§ Data provided
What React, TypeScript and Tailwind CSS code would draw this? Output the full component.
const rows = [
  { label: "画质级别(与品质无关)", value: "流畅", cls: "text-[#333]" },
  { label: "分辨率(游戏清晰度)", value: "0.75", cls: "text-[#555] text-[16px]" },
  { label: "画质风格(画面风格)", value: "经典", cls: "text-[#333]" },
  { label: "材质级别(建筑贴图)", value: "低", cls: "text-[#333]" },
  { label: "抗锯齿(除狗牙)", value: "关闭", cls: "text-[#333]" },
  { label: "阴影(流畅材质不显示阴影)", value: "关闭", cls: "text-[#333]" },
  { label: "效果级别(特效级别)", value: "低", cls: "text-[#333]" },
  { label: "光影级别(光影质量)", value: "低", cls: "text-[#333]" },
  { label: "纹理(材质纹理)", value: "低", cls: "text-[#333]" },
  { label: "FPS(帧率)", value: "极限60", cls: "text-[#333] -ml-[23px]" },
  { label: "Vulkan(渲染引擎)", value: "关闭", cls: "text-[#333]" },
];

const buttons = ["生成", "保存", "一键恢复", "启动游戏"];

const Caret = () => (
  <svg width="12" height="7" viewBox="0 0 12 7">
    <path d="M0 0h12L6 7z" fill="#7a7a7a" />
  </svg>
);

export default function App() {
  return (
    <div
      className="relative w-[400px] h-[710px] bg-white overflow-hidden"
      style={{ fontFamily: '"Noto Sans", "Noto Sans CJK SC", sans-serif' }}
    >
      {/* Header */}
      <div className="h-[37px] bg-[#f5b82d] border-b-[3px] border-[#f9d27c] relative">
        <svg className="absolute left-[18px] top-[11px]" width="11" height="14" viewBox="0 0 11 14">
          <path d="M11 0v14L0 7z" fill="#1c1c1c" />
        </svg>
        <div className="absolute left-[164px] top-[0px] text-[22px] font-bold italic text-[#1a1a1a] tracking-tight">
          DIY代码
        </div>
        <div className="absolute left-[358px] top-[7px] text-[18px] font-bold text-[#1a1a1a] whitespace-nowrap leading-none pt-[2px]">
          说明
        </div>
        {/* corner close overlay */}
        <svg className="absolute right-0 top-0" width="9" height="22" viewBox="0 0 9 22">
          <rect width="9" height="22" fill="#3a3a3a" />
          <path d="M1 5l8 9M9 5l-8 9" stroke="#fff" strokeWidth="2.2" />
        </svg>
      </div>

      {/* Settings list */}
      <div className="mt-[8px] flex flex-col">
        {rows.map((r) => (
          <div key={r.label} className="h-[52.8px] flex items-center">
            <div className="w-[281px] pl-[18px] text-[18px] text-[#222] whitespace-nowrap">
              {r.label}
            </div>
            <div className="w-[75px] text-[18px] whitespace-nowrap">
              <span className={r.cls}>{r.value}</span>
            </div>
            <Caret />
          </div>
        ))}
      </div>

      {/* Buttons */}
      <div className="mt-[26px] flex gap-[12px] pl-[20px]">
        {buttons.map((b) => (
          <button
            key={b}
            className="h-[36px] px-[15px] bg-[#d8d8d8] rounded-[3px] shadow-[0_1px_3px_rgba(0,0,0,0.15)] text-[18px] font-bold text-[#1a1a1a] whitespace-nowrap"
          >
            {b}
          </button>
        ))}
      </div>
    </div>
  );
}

* * *

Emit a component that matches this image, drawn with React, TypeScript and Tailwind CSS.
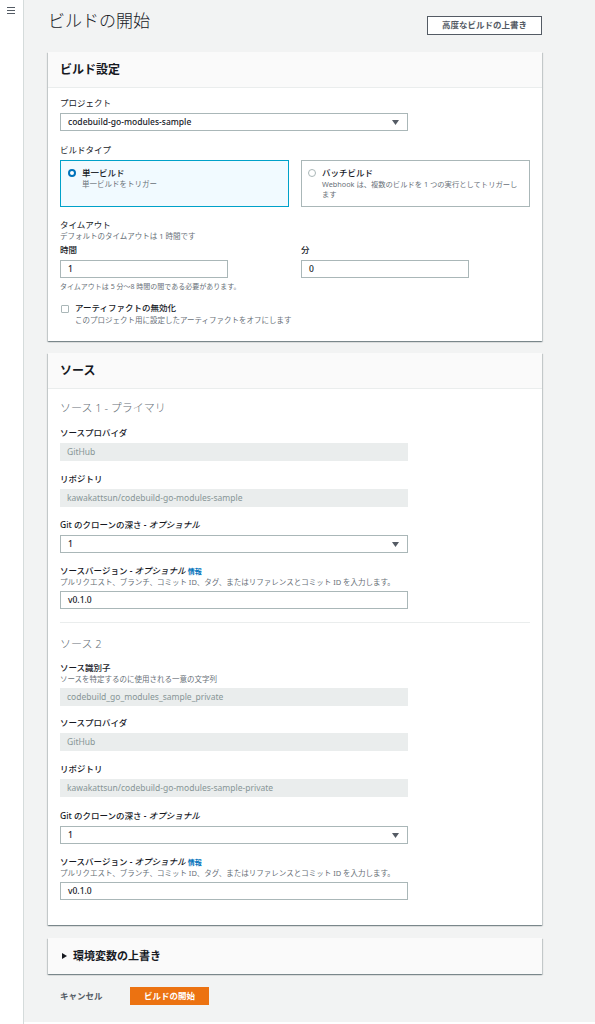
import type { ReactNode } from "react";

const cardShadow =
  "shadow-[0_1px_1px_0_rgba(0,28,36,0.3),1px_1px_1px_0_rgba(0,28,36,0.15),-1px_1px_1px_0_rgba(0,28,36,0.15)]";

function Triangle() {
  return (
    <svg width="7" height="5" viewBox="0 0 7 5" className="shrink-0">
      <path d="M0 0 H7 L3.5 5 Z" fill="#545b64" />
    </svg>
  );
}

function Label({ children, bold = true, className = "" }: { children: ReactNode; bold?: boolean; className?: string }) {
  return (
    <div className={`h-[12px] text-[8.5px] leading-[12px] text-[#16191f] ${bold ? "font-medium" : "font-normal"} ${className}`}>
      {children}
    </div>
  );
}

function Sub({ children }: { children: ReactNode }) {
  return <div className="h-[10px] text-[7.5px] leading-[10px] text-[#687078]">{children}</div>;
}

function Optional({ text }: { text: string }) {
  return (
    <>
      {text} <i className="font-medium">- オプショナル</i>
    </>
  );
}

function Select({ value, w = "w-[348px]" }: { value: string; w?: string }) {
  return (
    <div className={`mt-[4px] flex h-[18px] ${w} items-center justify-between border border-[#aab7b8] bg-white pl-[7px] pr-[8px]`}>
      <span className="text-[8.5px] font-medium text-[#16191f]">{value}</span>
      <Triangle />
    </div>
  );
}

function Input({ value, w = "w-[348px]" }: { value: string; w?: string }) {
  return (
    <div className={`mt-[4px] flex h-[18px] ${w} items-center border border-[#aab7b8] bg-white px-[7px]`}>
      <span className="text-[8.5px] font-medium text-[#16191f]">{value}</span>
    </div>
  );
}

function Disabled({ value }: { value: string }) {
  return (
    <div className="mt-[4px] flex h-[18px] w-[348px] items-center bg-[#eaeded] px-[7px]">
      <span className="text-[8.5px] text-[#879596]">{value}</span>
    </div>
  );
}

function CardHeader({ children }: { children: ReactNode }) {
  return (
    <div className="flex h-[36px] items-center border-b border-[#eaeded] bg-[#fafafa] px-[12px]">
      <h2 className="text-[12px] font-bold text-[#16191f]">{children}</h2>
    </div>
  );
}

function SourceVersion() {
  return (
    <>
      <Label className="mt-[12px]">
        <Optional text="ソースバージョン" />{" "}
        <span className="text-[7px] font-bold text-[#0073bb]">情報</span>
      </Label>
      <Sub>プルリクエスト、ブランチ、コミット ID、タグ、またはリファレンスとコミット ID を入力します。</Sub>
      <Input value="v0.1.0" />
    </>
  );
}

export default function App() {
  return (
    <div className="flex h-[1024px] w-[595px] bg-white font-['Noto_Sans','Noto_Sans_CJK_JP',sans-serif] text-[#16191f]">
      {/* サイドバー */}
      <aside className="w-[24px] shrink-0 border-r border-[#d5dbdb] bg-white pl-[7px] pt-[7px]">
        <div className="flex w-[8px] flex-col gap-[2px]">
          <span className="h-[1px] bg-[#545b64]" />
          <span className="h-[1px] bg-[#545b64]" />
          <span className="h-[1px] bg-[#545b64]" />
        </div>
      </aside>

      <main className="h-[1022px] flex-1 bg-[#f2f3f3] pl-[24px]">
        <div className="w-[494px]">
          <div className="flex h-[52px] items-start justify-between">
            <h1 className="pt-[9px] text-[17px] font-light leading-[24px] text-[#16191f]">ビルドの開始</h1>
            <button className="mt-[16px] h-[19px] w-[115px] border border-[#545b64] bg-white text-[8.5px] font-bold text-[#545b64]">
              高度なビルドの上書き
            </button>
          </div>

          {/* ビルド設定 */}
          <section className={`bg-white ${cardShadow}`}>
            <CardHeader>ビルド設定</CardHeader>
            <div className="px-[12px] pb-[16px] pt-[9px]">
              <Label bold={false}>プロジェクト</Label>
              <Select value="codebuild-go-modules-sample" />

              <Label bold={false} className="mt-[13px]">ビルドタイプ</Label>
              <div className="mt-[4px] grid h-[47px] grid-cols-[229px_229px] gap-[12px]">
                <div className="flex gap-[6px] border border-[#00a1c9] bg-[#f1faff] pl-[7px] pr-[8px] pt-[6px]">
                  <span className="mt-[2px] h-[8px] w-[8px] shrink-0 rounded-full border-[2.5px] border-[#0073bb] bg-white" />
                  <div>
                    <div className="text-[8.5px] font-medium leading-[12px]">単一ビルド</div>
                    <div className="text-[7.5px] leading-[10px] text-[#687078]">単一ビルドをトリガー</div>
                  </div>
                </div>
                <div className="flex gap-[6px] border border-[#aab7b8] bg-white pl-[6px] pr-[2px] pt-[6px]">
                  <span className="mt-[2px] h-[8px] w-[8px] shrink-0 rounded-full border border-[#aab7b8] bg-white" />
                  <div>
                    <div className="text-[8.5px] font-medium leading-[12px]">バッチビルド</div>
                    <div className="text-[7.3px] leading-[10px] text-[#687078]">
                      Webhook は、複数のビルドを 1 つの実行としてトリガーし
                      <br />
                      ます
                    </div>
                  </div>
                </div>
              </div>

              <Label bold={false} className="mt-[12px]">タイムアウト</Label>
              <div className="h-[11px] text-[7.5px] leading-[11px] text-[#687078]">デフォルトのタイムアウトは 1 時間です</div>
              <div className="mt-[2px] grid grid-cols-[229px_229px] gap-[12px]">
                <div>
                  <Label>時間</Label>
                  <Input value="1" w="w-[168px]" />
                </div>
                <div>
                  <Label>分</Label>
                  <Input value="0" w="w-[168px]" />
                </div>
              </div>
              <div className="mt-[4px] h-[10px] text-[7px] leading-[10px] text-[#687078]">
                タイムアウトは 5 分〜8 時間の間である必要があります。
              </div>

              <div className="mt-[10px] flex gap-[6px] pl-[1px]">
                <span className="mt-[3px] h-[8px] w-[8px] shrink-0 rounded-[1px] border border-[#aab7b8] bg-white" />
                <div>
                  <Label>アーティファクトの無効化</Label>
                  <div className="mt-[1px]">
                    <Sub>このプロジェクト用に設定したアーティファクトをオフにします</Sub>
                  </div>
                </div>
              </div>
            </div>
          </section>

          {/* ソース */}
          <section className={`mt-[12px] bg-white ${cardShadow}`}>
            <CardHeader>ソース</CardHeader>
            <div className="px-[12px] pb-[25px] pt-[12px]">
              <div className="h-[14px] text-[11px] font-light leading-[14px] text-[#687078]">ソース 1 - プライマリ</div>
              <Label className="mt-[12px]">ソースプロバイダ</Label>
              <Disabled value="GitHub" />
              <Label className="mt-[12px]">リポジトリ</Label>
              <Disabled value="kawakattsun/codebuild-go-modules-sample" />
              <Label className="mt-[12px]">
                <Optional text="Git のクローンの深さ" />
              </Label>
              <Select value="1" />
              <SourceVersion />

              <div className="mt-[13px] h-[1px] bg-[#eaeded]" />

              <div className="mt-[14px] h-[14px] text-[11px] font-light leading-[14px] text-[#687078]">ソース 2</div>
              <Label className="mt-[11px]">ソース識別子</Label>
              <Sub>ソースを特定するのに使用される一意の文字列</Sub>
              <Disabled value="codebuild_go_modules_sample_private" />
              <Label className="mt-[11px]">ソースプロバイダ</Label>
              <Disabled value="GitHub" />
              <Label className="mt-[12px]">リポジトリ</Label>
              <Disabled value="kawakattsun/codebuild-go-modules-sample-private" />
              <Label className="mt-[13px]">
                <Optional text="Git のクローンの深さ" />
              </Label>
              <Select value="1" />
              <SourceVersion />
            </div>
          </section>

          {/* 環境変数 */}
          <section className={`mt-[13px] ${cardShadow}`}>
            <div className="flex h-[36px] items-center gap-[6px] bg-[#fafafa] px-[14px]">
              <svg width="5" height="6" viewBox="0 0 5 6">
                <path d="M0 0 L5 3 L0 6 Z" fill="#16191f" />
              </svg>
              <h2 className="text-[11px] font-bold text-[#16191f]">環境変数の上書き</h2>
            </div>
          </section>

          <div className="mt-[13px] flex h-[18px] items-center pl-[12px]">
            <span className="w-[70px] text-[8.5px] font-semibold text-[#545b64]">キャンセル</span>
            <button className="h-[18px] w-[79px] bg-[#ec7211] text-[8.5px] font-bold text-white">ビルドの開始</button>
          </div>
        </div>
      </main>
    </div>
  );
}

§ To do
Collect every line above that contains the word "full".

§ Solution for this problem
What React, TypeScript and Tailwind CSS code would draw this? Output the full component.
                  <span className="mt-[2px] h-[8px] w-[8px] shrink-0 rounded-full border-[2.5px] border-[#0073bb] bg-white" />
                  <span className="mt-[2px] h-[8px] w-[8px] shrink-0 rounded-full border border-[#aab7b8] bg-white" />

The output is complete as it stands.